All that said, I'm not sure if the result of that is as minimal as we'd like ("final artifacts"). There's probably some amount of extra cruft, but certainly no more than roll your own.


Disclaimer: I'm one of the engineers on the Quay team

Quay doesn't (yet) support the idea of multi-step builds, but it is definitely on our roadmap.

One recommended approach would be to make use of our squashed image support [1]. You can build the artifacts using the in-image compiler toolchain and then delete it (in the same step or a followup step). If you then download the image as a squashed image, all deleted and overwritten files are automatically removed from the layer when it is created. Not a perfect solution, but definitely better than downloading all the unneeded binaries.

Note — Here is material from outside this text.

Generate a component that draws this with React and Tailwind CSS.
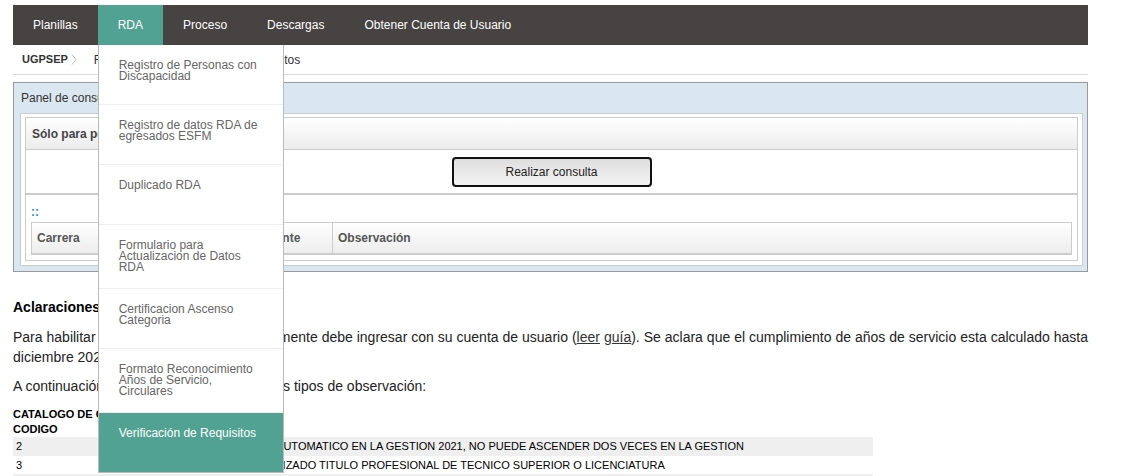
import React from "react";

const MENU = [
    { label: "Registro de Personas con Discapacidad" },
    { label: "Registro de datos RDA de egresados ESFM" },
    { label: "Duplicado RDA" },
    { label: "Formulario para Actualizacion de Datos RDA" },
    { label: "Certificacion Ascenso Categoria" },
    { label: "Formato Reconocimiento Años de Servicio, Circulares" },
    { label: "Verificación de Requisitos", active: true },
];

const NAV = ["Planillas", "RDA", "Proceso", "Descargas", "Obtener Cuenta de Usuario"];

const CATALOGO = [
    ["2", "TIENE ASCENSO AUTOMATICO EN LA GESTION 2021, NO PUEDE ASCENDER DOS VECES EN LA GESTION"],
    ["3", "NO TIENE ACTUALIZADO TITULO PROFESIONAL DE TECNICO SUPERIOR O LICENCIATURA"],
    ["4", "NO CUMPLE CON LOS AÑOS DE SERVICIO REQUERIDOS"],
];

function Chevron() {
    return (
        <svg width="6" height="11" viewBox="0 0 6 11" className="shrink-0">
            <polyline points="1,0.5 5,5.5 1,10.5" fill="none" stroke="#bdbdbd" strokeWidth="1" />
        </svg>
    );
}

function Dropdown() {
    return (
        <div className="absolute left-0 top-full z-20 w-[186px] border border-t-0 border-[#bbbbbb] bg-white">
            {MENU.map((m, i) => (
                <div
                    key={i}
                    className={
                        m.active
                            ? "bg-[#52a293] py-[15px] pl-[20px] pr-[20px]"
                            : "border-b border-[#eeeeee] py-[15px] pl-[20px] pr-[20px]"
                    }
                >
                    <div
                        className={
                            m.active
                                ? "min-h-[29px] text-[12px] leading-[11px] text-white"
                                : "min-h-[29px] text-[12px] leading-[11px] text-[#666666]"
                        }
                    >
                        {m.label}
                    </div>
                </div>
            ))}
        </div>
    );
}

export default function App() {
    return (
        <div className="min-h-screen bg-white font-['Liberation_Sans',Arial,sans-serif] text-[#222222]">
            <div className="ml-[13px] w-[1075px] pt-[5px]">
                {/* barra de navegación */}
                <ul className="flex h-[40px] bg-[#474342] text-[12px] text-white">
                    {NAV.map((n) => (
                        <li
                            key={n}
                            className={
                                n === "RDA"
                                    ? "relative flex h-full items-center bg-[#52a293] px-5"
                                    : "relative flex h-full items-center px-5"
                            }
                        >
                            {n}
                            {n === "RDA" ? <Dropdown /> : null}
                        </li>
                    ))}
                </ul>

                {/* migas */}
                <div className="flex h-[30px] items-center border-b border-[#dddddd] pl-[9px] text-[#333333]">
                    <span className="text-[11px] font-bold">UGPSEP</span>
                    <span className="ml-[3px]">
                        <Chevron />
                    </span>
                    <span className="ml-[17px] text-[12px]">RDA</span>
                    <span className="ml-[3px]">
                        <Chevron />
                    </span>
                    <span className="ml-[16px] text-[12px]">Verificación de los Requisitos</span>
                </div>

                {/* panel */}
                <div className="mt-[7px] border border-[#999999] bg-[#dae6f0]">
                    <div className="flex h-[30px] items-center pl-[7px] text-[12px] text-[#333333]">
                        Panel de consulta
                    </div>
                    <div className="mb-[5px] ml-[6px] mr-[4px] border border-[#cccccc] bg-white px-[4px] pb-[4px] pt-[3px]">
                        <div className="border border-[#cccccc]">
                            <div className="flex h-[32px] items-center border-b border-[#cccccc] bg-linear-to-b from-white to-[#ececec] pl-[6px] text-[12px] font-bold text-[#444444]">
                                Sólo para personal del magisterio
                            </div>
                            <div className="flex h-[45px] justify-center border-b-2 border-[#cccccc] pt-[7px]">
                                <button className="h-[30px] w-[200px] rounded-[4px] border-2 border-[#111111] bg-linear-to-b from-[#dedede] to-[#f4f4f4] text-[12px] text-[#222222]">
                                    Realizar consulta
                                </button>
                            </div>
                            <div className="px-[5px] pb-[5px] pt-[8px]">
                                <div className="h-[19px] text-[12px] font-bold leading-[19px] text-[#1e88d0]">::</div>
                                <div className="flex h-[33px] border border-b-2 border-[#cccccc] bg-linear-to-b from-white to-[#ededed] text-[12px] font-bold text-[#555555]">
                                    <div className="flex w-[214px] items-center pl-[5px]">Carrera</div>
                                    <div className="flex w-[86px] items-center border-l border-[#cccccc] pl-[6px]">Docente</div>
                                    <div className="flex flex-1 items-center border-l border-[#cccccc] pl-[5px]">Observación</div>
                                </div>
                            </div>
                        </div>
                    </div>
                </div>

                {/* aclaraciones */}
                <div className="mt-[25px] text-[14px] font-bold leading-[20px] text-black">Aclaraciones</div>
                <p className="mt-[10px] text-justify text-[14px] leading-[20px]">
                    Para habilitar la consulta de registro previamente debe ingresar con su cuenta de usuario (
                    <a className="text-[#333333] underline">leer</a> <a className="text-[#333333] underline">guía</a>). Se
                    aclara que el cumplimiento de años de servicio esta calculado hasta diciembre 2021.
                </p>
                <p className="mt-[9px] text-[14px] leading-[20px]">
                    A continuación se muestra el catálogo de los tipos de observación:
                </p>

                <div className="mt-[11px] text-[11px] font-bold leading-[14px] text-black">CATALOGO DE OBSERVACIONES</div>
                <div className="w-[860px] text-[11px] text-black">
                    <div className="grid h-[16px] grid-cols-[169px_1fr] items-center font-bold">
                        <div>CODIGO</div>
                        <div className="pl-[3px]">DESCRIPCION</div>
                    </div>
                    {CATALOGO.map((r, i) => (
                        <div
                            key={r[0]}
                            className={
                                i % 2 === 0
                                    ? "grid h-[18.5px] grid-cols-[169px_1fr] items-center bg-[#efefef]"
                                    : "grid h-[18.5px] grid-cols-[169px_1fr] items-center bg-white"
                            }
                        >
                            <div className="pl-[3px]">{r[0]}</div>
                            <div className="pl-[3px]">{r[1]}</div>
                        </div>
                    ))}
                </div>
            </div>
        </div>
    );
}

[1]: https://docs.quay.io/guides/squashed-images.html


Cool, thanks! But if I understand this correctly, you squash everything into a single layer? If so, that's unfortunately not a workable solution for production environments, because it would cause every deploy to create a completely unique image, and so there'd be no caching of layers and containers wouldn't share any data, thus preventing effective use of file caching and shared lib reuse.

I'm also concerned that your cache behaviour wouldn't play well with an automatic workflow; whatever glue sits between Quay and Kubernetes would have to do a dummy pull just to "prime" your cache.


Whoops, I'd edit this but apparently my mobile app doesn't support such a thing. GCE in the parent should be GCR (Google Container Registry).


Have you by chance seen Redhat's Openshift? It is some nice features built with Kunernetes as the core.


I haven't checked it out yet personally. I'm not sure what else I'd want to put on top of Kubernetes, though. The only thing I'm really left wanting right now is distributed cron (which is supposed to be landing in 1.4).


And ECR is pretty much just hosted Docker Registry. Try using it versus something like GCR or just Dockerhub and even it starts feeling antiquated.